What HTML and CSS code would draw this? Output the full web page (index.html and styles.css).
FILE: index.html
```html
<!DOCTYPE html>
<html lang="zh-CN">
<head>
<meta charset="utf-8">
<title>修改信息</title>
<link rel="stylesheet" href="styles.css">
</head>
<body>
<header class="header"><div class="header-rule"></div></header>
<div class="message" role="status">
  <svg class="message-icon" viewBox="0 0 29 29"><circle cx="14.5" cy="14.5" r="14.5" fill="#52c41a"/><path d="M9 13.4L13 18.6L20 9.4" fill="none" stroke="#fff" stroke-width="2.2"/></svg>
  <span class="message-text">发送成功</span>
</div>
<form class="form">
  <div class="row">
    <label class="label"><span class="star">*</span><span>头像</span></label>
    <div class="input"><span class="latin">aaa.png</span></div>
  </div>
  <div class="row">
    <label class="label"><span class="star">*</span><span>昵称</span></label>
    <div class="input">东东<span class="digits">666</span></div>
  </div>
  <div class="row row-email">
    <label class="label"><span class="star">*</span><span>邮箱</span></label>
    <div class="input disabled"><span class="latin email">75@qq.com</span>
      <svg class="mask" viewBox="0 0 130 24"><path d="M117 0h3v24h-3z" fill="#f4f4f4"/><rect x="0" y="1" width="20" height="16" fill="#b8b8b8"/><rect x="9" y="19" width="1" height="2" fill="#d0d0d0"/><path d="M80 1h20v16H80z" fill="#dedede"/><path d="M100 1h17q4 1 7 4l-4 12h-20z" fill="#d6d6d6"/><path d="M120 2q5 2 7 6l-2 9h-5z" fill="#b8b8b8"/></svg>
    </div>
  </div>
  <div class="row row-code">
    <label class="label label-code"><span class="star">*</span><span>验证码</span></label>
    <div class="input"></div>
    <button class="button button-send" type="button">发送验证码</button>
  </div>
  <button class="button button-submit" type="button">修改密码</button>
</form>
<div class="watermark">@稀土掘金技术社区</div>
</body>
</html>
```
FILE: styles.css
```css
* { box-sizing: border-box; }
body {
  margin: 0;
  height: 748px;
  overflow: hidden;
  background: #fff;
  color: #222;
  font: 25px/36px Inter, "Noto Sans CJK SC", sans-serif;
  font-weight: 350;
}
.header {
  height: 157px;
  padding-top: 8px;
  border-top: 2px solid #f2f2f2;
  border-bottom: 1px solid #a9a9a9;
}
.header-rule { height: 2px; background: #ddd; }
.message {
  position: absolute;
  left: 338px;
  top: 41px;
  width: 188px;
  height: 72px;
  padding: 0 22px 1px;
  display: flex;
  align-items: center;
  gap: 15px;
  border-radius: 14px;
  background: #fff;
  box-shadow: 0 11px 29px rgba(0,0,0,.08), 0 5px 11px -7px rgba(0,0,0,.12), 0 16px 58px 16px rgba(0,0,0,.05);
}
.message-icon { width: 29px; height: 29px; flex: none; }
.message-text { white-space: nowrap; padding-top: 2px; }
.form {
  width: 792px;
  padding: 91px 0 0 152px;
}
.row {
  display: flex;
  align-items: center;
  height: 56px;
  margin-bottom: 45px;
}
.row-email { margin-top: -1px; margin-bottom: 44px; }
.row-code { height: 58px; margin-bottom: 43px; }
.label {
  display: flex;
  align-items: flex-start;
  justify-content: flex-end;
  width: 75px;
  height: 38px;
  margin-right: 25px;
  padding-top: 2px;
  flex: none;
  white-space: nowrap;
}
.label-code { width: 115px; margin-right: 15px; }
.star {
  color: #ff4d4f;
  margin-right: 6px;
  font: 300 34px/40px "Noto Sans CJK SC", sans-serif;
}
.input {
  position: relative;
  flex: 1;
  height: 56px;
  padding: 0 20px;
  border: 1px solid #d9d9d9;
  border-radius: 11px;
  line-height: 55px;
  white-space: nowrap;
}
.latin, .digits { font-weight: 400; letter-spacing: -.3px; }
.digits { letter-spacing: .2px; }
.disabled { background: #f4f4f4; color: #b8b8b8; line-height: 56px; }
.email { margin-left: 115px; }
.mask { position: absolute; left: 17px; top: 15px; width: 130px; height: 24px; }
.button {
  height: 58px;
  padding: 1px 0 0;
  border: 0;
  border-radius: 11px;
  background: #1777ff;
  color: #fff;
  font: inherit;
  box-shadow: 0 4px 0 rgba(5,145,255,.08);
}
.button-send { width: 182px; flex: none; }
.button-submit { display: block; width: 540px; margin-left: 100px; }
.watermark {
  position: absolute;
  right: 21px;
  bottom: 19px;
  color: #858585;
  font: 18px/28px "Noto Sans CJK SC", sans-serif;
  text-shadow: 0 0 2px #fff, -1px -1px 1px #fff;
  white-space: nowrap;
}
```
==
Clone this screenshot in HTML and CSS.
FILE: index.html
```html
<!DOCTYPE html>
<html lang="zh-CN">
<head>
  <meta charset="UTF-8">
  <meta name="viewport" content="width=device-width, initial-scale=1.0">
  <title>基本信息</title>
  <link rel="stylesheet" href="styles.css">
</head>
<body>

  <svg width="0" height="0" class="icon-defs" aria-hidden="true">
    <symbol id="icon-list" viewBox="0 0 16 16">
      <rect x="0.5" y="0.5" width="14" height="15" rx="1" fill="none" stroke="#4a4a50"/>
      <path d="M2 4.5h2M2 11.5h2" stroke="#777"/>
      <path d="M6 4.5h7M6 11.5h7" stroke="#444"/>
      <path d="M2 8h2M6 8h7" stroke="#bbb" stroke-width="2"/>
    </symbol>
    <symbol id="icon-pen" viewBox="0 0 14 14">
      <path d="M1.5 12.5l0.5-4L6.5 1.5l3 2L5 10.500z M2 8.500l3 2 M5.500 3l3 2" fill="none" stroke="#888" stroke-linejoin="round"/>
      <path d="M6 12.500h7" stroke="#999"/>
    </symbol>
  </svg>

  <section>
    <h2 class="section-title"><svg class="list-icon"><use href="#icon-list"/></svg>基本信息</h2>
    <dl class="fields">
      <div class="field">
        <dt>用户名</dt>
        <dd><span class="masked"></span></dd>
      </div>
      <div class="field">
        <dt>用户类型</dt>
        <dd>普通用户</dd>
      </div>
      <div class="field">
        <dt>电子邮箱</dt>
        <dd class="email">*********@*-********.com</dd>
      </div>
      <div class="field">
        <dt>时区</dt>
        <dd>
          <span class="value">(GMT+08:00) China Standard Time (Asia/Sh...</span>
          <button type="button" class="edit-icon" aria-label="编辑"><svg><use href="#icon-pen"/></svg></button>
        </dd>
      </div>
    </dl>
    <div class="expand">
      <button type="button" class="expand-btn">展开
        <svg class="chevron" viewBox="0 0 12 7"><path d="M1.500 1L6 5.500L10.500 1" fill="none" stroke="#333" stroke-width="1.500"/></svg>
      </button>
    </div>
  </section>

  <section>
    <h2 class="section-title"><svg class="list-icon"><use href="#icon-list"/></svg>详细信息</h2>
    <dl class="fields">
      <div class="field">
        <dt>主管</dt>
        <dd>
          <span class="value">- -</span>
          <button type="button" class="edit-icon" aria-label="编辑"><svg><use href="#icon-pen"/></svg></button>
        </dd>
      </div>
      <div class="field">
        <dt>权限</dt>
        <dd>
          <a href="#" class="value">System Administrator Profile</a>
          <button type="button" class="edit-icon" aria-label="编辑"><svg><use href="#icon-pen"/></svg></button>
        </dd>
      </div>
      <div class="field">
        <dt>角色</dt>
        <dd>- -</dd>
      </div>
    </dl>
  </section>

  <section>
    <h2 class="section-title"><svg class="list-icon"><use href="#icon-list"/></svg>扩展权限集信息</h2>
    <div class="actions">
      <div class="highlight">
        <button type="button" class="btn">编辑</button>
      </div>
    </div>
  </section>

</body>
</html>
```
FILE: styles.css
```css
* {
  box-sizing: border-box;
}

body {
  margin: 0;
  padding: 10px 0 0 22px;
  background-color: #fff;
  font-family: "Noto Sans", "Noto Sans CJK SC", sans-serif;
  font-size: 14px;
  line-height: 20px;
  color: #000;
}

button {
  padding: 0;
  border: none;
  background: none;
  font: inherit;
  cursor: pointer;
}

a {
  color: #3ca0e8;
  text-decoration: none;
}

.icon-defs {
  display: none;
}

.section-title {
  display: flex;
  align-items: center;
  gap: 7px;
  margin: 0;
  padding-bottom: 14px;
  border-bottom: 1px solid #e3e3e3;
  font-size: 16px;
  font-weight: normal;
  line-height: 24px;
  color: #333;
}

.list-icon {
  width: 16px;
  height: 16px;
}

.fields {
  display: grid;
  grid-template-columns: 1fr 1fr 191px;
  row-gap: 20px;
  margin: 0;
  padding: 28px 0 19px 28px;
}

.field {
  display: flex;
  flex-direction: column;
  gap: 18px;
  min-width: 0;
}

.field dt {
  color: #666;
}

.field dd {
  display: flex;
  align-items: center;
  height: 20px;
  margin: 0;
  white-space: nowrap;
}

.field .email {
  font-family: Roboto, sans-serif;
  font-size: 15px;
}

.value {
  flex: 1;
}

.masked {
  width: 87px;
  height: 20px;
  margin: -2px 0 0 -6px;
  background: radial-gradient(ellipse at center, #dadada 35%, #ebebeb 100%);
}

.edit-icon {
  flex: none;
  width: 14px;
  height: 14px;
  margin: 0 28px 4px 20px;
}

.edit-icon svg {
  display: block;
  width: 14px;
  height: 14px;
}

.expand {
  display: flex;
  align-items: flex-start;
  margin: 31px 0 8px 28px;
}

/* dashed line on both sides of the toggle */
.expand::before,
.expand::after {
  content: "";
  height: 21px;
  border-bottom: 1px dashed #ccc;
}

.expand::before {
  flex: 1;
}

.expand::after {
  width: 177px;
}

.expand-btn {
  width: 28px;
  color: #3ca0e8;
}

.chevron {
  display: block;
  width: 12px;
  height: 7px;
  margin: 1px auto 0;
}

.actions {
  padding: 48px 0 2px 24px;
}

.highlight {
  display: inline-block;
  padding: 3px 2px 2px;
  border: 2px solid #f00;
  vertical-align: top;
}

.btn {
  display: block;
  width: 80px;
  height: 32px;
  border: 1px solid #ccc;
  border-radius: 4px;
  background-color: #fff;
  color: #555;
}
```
---
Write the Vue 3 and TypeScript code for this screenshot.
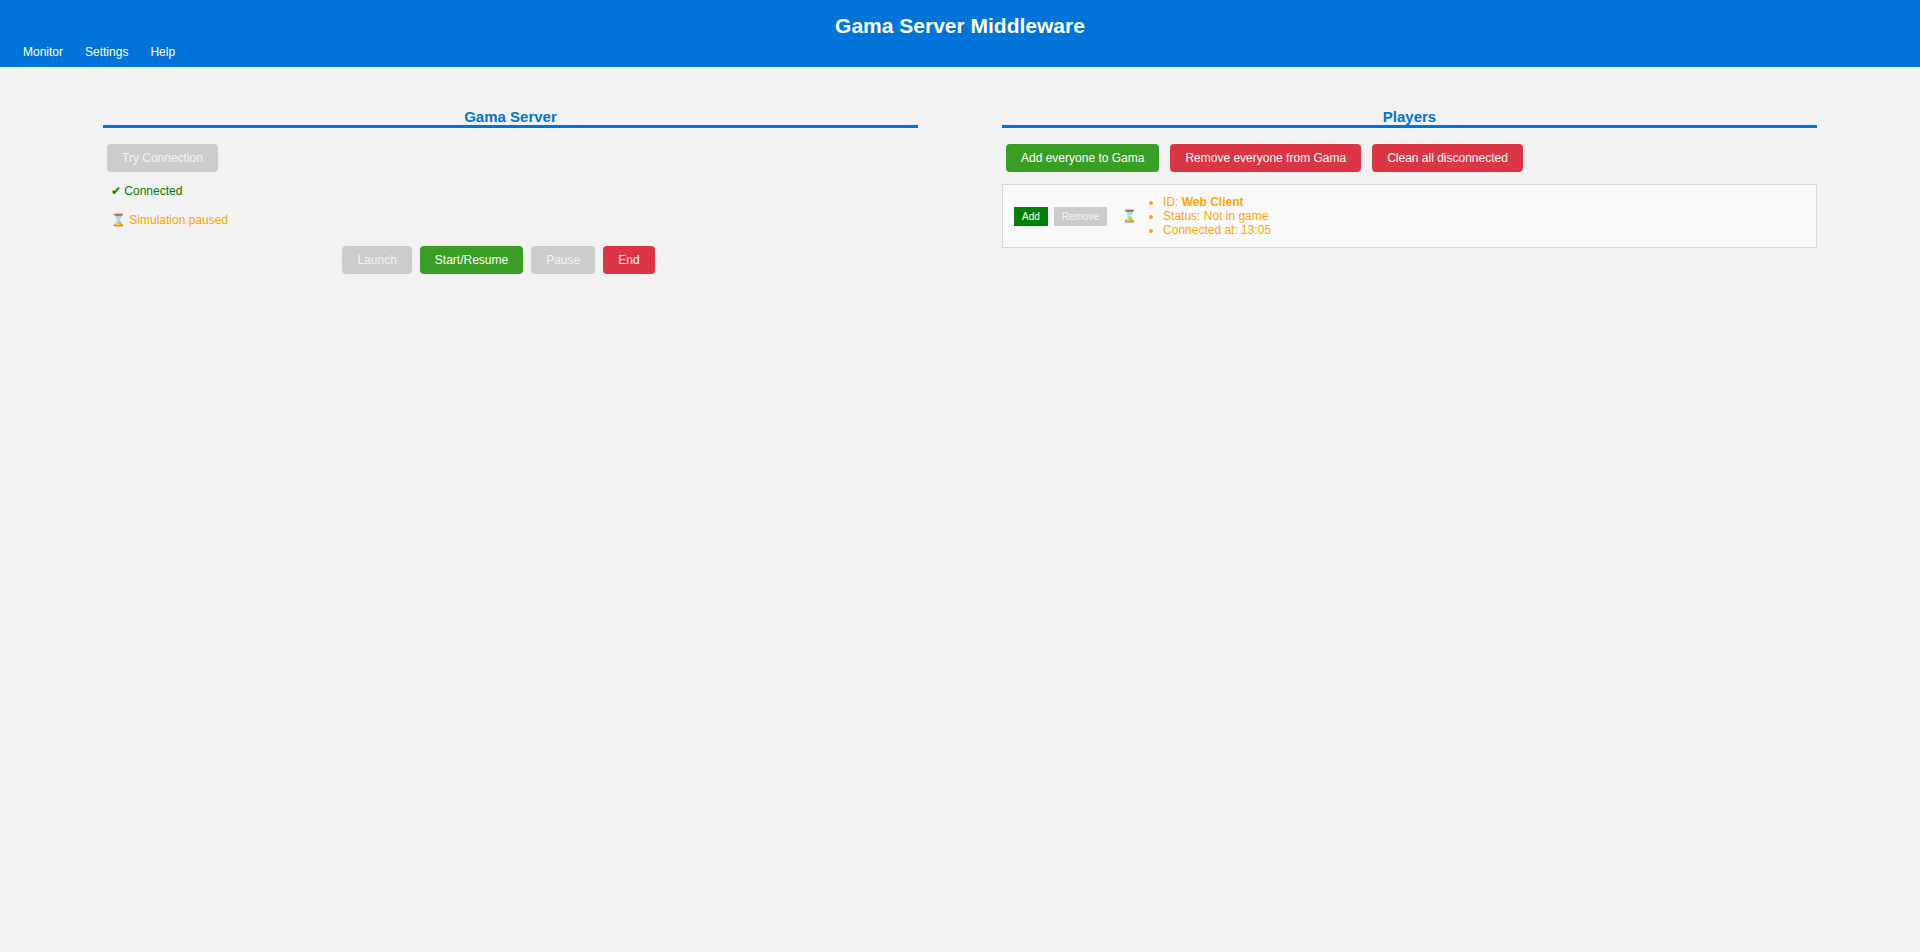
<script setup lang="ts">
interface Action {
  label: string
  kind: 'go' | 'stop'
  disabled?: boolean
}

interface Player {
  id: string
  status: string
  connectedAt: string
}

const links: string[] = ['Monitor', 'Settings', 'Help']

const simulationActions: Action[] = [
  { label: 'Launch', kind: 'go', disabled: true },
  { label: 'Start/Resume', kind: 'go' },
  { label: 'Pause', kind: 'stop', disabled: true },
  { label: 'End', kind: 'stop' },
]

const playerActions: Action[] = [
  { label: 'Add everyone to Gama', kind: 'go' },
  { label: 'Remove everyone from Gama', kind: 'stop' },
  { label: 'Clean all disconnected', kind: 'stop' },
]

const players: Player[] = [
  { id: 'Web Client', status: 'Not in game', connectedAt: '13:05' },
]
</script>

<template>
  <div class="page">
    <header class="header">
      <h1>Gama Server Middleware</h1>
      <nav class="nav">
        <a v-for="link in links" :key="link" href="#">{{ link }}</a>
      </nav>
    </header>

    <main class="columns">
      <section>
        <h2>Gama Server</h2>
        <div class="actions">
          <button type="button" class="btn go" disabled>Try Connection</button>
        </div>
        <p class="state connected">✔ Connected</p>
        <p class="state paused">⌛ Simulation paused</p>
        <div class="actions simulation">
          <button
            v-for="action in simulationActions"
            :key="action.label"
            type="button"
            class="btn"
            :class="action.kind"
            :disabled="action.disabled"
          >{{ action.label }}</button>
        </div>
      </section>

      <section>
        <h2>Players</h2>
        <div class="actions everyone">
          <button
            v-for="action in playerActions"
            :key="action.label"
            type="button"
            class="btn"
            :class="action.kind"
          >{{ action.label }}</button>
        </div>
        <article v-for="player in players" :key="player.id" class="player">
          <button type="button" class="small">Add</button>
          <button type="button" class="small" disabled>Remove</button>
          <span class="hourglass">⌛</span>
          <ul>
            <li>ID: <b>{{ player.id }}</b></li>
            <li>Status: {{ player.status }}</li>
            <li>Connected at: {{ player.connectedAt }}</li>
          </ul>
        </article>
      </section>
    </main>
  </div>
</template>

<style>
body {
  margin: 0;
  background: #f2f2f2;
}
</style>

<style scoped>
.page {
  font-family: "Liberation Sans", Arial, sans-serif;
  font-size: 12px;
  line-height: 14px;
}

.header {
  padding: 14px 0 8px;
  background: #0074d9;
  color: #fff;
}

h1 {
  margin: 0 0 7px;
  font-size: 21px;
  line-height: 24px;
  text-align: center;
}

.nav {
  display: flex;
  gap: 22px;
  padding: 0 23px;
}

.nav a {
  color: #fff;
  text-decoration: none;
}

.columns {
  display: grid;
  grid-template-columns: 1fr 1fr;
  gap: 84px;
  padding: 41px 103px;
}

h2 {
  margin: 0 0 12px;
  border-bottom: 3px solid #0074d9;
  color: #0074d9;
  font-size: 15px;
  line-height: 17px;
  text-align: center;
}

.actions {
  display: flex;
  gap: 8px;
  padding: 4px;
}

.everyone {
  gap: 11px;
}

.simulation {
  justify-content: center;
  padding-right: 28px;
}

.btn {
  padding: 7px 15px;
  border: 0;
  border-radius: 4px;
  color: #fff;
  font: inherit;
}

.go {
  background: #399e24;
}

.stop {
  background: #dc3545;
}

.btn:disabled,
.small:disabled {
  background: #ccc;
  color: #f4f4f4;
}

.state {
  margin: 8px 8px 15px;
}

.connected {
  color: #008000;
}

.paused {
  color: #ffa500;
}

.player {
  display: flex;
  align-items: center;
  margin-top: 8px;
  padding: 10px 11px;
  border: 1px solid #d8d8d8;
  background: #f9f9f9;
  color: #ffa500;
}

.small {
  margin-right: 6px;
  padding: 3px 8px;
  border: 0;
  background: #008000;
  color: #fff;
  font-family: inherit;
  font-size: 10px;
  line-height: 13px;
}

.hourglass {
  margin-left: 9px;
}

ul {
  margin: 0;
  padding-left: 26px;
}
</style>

▸ GIVEN INSTRUCTION
Return every line in the listing that contains the word "page".

▸ WRITTEN SOLUTION
What HTML and CSS code would draw this? Output the full web page (index.html and styles.css).
  <div class="page">
.page {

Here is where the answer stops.